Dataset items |
-- START --
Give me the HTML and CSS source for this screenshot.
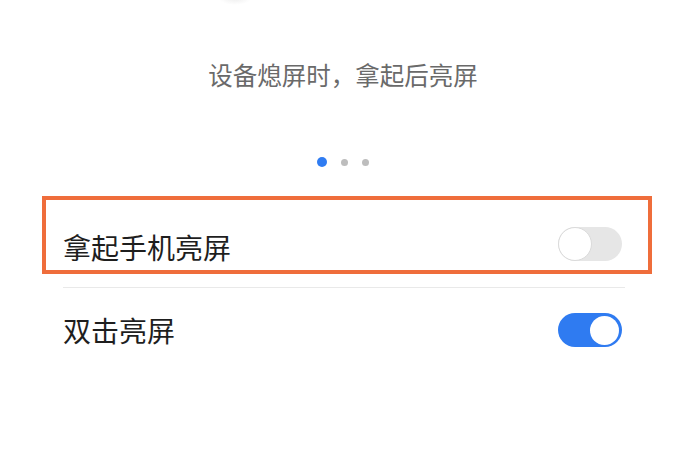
FILE: index.html
```html
<!DOCTYPE html>
<html lang="zh-CN">
<head>
<meta charset="utf-8">
<link rel="stylesheet" href="styles.css">
</head>
<body>
<div class="page">
  <div class="preview-edge"></div>
  <p class="hint">设备熄屏时，拿起后亮屏</p>
  <div class="dots">
    <span class="dot active"></span>
    <span class="dot"></span>
    <span class="dot"></span>
  </div>
  <div class="list">
    <div class="row highlighted">
      <span class="label">拿起手机亮屏</span>
      <span class="switch off"><span class="knob"></span></span>
      <span class="annot"></span>
    </div>
    <div class="row">
      <span class="label">双击亮屏</span>
      <span class="switch on"><span class="knob"></span></span>
    </div>
  </div>
</div>
</body>
</html>
```

FILE: styles.css
```css
html, body {
  margin: 0;
  padding: 0;
  background: #ffffff;
}
body {
  font-family: "Noto Sans CJK SC", "Noto Sans", sans-serif;
  width: 698px;
  height: 460px;
  overflow: hidden;
}
.page {
  position: relative;
  display: flow-root;
  width: 698px;
  height: 460px;
}
.preview-edge {
  position: absolute;
  left: 218px;
  top: -10px;
  width: 34px;
  height: 15px;
  border-radius: 50%;
  background: radial-gradient(ellipse at center, #ececec 0%, rgba(240,240,240,0) 70%);
}
.hint {
  margin: 58px 12px 0 0;
  text-align: center;
  font-size: 24.5px;
  line-height: 34px;
  color: #6a6a6a;
}
.dots {
  margin: 65px 12px 0 0;
  height: 10px;
  display: flex;
  justify-content: center;
  align-items: center;
  gap: 14px;
}
.dot {
  width: 7px;
  height: 7px;
  border-radius: 50%;
  background: #bdbdbd;
}
.dot.active {
  width: 10px;
  height: 10px;
  background: #2f7cf2;
}
.list {
  margin: 36px 73px 0 63px;
}
.row {
  position: relative;
  height: 84px;
  display: flex;
  align-items: center;
  justify-content: space-between;
}
.row + .row {
  border-top: 1px solid #e9e9e9;
}
.label {
  font-size: 28px;
  color: #1e1e1e;
  line-height: 40px;
  padding-top: 3px;
}
.row + .row .label {
  padding-top: 0;
}
.switch {
  position: relative;
  width: 64px;
  height: 34px;
  border-radius: 17px;
  margin-right: 3px;
  box-sizing: border-box;
}
.switch.off {
  background: #e6e6e6;
  margin-top: -3px;
}
.switch.off .knob {
  position: absolute;
  left: 0;
  top: 0;
  width: 34px;
  height: 34px;
  box-sizing: border-box;
  border-radius: 50%;
  background: #ffffff;
  border: 1.5px solid #dadada;
}
.switch.on {
  background: #2f7bf1;
}
.switch.on .knob {
  position: absolute;
  right: 3px;
  top: 2.5px;
  width: 29px;
  height: 29px;
  border-radius: 50%;
  background: #ffffff;
}
.annot {
  position: absolute;
  left: -21px;
  right: -27px;
  top: -7px;
  bottom: 13px;
  border: 4px solid #ef6d3b;
  pointer-events: none;
}
```
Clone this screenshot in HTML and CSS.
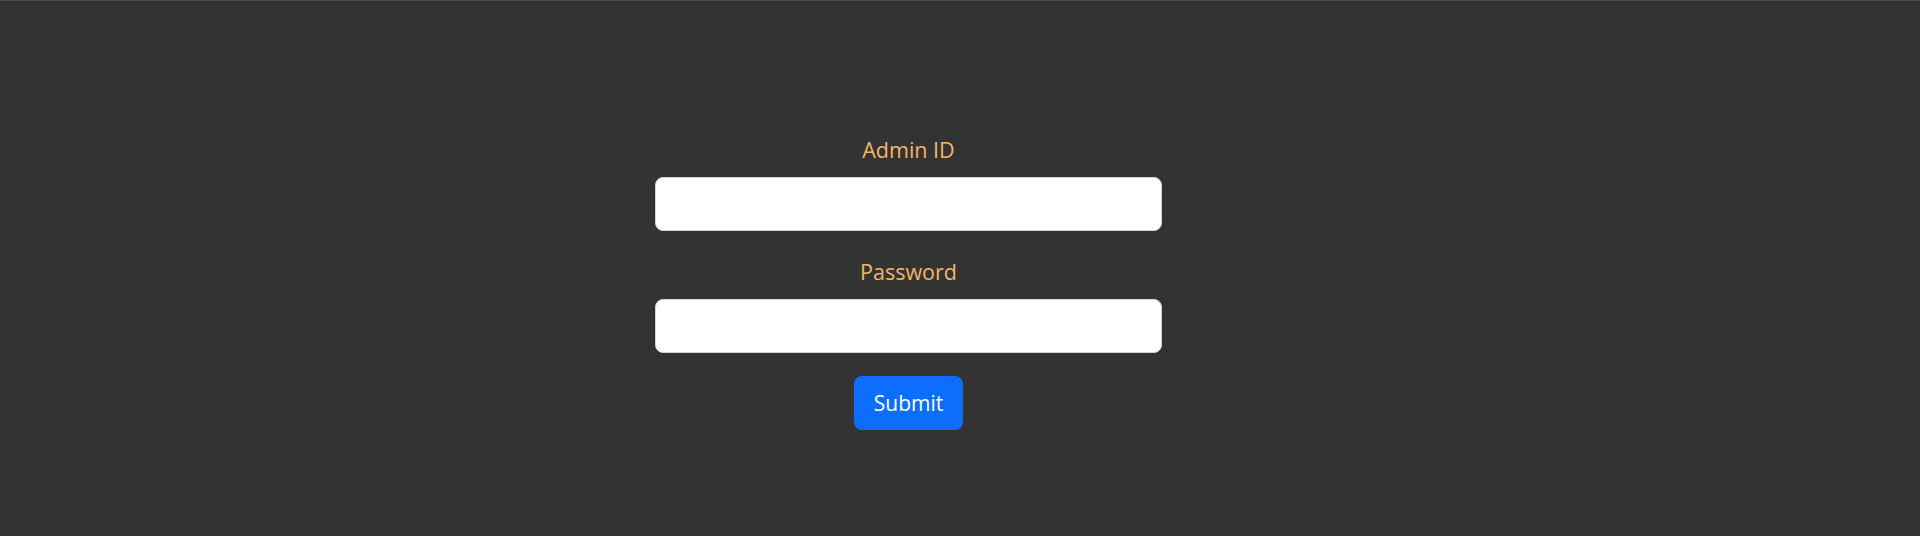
FILE: index.html
```html
<!DOCTYPE html>
<html lang="en">
<head>
<meta charset="utf-8">
<title>Admin Login</title>
<link rel="stylesheet" href="styles.css">
</head>
<body>
<main class="page">
  <form class="login-form">
    <label class="field-label" for="admin-id">Admin ID</label>
    <input class="field-input" id="admin-id" type="text">
    <label class="field-label field-label-next" for="password">Password</label>
    <input class="field-input" id="password" type="password">
    <button class="submit-btn" type="button">Submit</button>
  </form>
</main>
</body>
</html>
```

FILE: styles.css
```css
html, body {
  margin: 0;
  padding: 0;
}

body {
  background: #333333;
  border-top: 1px solid #4a4a4a;
  height: 535px;
  font-family: "Open Sans", "Noto Sans", "Liberation Sans", sans-serif;
}

.page {
  padding-top: 131px;
}

.login-form {
  width: 507px;
  margin-left: 655px;
  display: flex;
  flex-direction: column;
  align-items: center;
}

.field-label {
  display: block;
  color: #f4b565;
  font-size: 21.5px;
  line-height: 33px;
  padding-top: 1px;
  margin-bottom: 11px;
}

.field-label-next {
  margin-top: 23px;
}

.field-input {
  box-sizing: border-box;
  width: 507px;
  height: 54px;
  margin: 0;
  border: 1px solid #ced4da;
  border-radius: 8px;
  background: #ffffff;
}

.submit-btn {
  box-sizing: border-box;
  margin-top: 23px;
  height: 54px;
  padding: 0 20px;
  border: none;
  border-radius: 8px;
  background: #0d6efd;
  color: #ffffff;
  font-family: inherit;
  font-size: 21px;
}
```
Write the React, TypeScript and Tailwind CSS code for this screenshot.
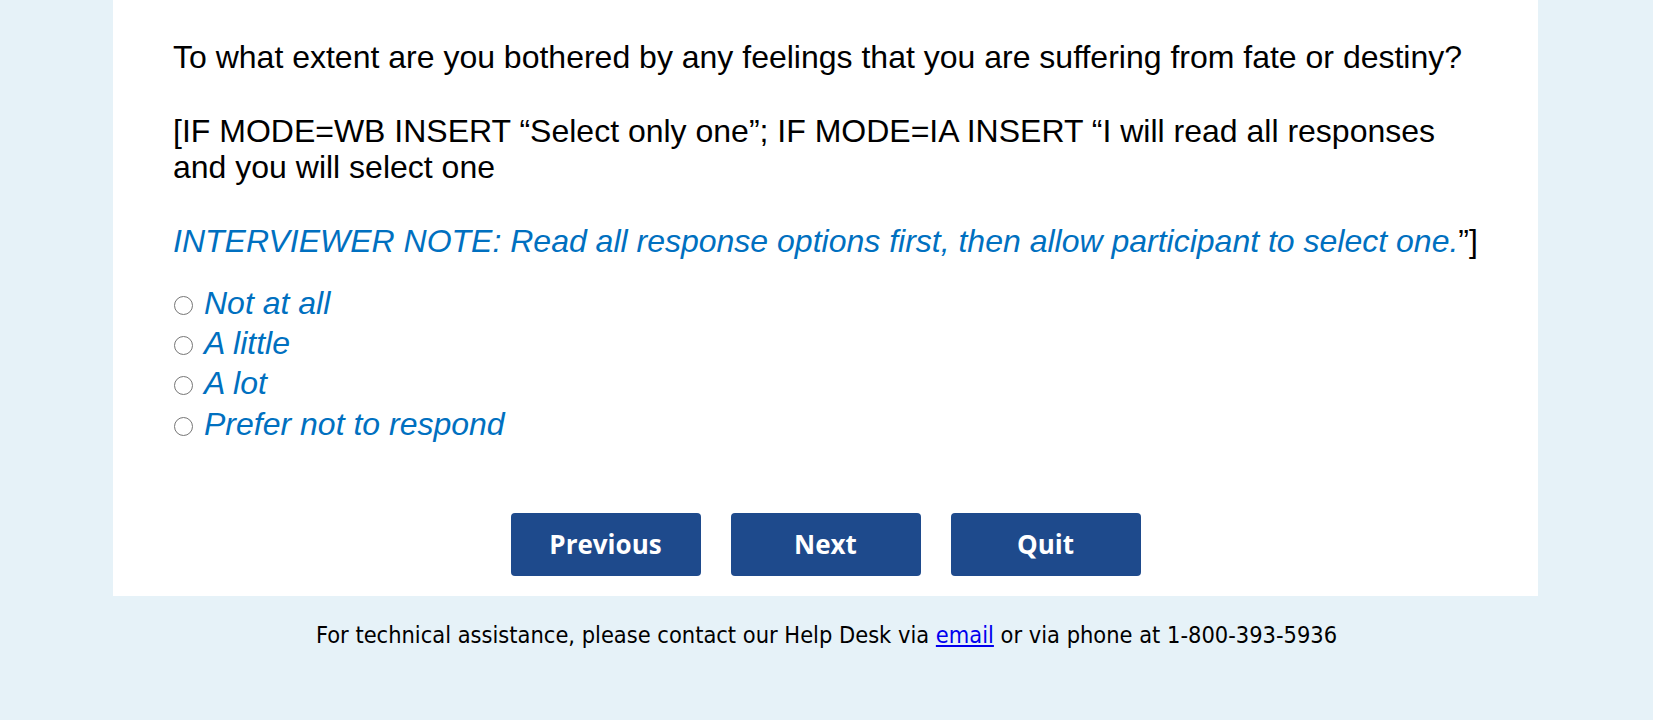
-- END --
SHORT TASK |
Set down the complete material exactly, but do not include the images.

TASK RESPONSE |
Give me the HTML and CSS source for this screenshot.
FILE: index.html
```html
<!DOCTYPE html>
<html lang="zh-CN">
<head>
<meta charset="utf-8">
<link rel="stylesheet" href="styles.css">
</head>
<body>
<div class="page">
  <div class="preview-edge"></div>
  <p class="hint">设备熄屏时，拿起后亮屏</p>
  <div class="dots">
    <span class="dot active"></span>
    <span class="dot"></span>
    <span class="dot"></span>
  </div>
  <div class="list">
    <div class="row highlighted">
      <span class="label">拿起手机亮屏</span>
      <span class="switch off"><span class="knob"></span></span>
      <span class="annot"></span>
    </div>
    <div class="row">
      <span class="label">双击亮屏</span>
      <span class="switch on"><span class="knob"></span></span>
    </div>
  </div>
</div>
</body>
</html>
```

FILE: styles.css
```css
html, body {
  margin: 0;
  padding: 0;
  background: #ffffff;
}
body {
  font-family: "Noto Sans CJK SC", "Noto Sans", sans-serif;
  width: 698px;
  height: 460px;
  overflow: hidden;
}
.page {
  position: relative;
  display: flow-root;
  width: 698px;
  height: 460px;
}
.preview-edge {
  position: absolute;
  left: 218px;
  top: -10px;
  width: 34px;
  height: 15px;
  border-radius: 50%;
  background: radial-gradient(ellipse at center, #ececec 0%, rgba(240,240,240,0) 70%);
}
.hint {
  margin: 58px 12px 0 0;
  text-align: center;
  font-size: 24.5px;
  line-height: 34px;
  color: #6a6a6a;
}
.dots {
  margin: 65px 12px 0 0;
  height: 10px;
  display: flex;
  justify-content: center;
  align-items: center;
  gap: 14px;
}
.dot {
  width: 7px;
  height: 7px;
  border-radius: 50%;
  background: #bdbdbd;
}
.dot.active {
  width: 10px;
  height: 10px;
  background: #2f7cf2;
}
.list {
  margin: 36px 73px 0 63px;
}
.row {
  position: relative;
  height: 84px;
  display: flex;
  align-items: center;
  justify-content: space-between;
}
.row + .row {
  border-top: 1px solid #e9e9e9;
}
.label {
  font-size: 28px;
  color: #1e1e1e;
  line-height: 40px;
  padding-top: 3px;
}
.row + .row .label {
  padding-top: 0;
}
.switch {
  position: relative;
  width: 64px;
  height: 34px;
  border-radius: 17px;
  margin-right: 3px;
  box-sizing: border-box;
}
.switch.off {
  background: #e6e6e6;
  margin-top: -3px;
}
.switch.off .knob {
  position: absolute;
  left: 0;
  top: 0;
  width: 34px;
  height: 34px;
  box-sizing: border-box;
  border-radius: 50%;
  background: #ffffff;
  border: 1.5px solid #dadada;
}
.switch.on {
  background: #2f7bf1;
}
.switch.on .knob {
  position: absolute;
  right: 3px;
  top: 2.5px;
  width: 29px;
  height: 29px;
  border-radius: 50%;
  background: #ffffff;
}
.annot {
  position: absolute;
  left: -21px;
  right: -27px;
  top: -7px;
  bottom: 13px;
  border: 4px solid #ef6d3b;
  pointer-events: none;
}
```
Clone this screenshot in HTML and CSS.
FILE: index.html
```html
<!DOCTYPE html>
<html lang="en">
<head>
<meta charset="utf-8">
<title>Admin Login</title>
<link rel="stylesheet" href="styles.css">
</head>
<body>
<main class="page">
  <form class="login-form">
    <label class="field-label" for="admin-id">Admin ID</label>
    <input class="field-input" id="admin-id" type="text">
    <label class="field-label field-label-next" for="password">Password</label>
    <input class="field-input" id="password" type="password">
    <button class="submit-btn" type="button">Submit</button>
  </form>
</main>
</body>
</html>
```

FILE: styles.css
```css
html, body {
  margin: 0;
  padding: 0;
}

body {
  background: #333333;
  border-top: 1px solid #4a4a4a;
  height: 535px;
  font-family: "Open Sans", "Noto Sans", "Liberation Sans", sans-serif;
}

.page {
  padding-top: 131px;
}

.login-form {
  width: 507px;
  margin-left: 655px;
  display: flex;
  flex-direction: column;
  align-items: center;
}

.field-label {
  display: block;
  color: #f4b565;
  font-size: 21.5px;
  line-height: 33px;
  padding-top: 1px;
  margin-bottom: 11px;
}

.field-label-next {
  margin-top: 23px;
}

.field-input {
  box-sizing: border-box;
  width: 507px;
  height: 54px;
  margin: 0;
  border: 1px solid #ced4da;
  border-radius: 8px;
  background: #ffffff;
}

.submit-btn {
  box-sizing: border-box;
  margin-top: 23px;
  height: 54px;
  padding: 0 20px;
  border: none;
  border-radius: 8px;
  background: #0d6efd;
  color: #ffffff;
  font-family: inherit;
  font-size: 21px;
}
```
Write the React, TypeScript and Tailwind CSS code for this screenshot.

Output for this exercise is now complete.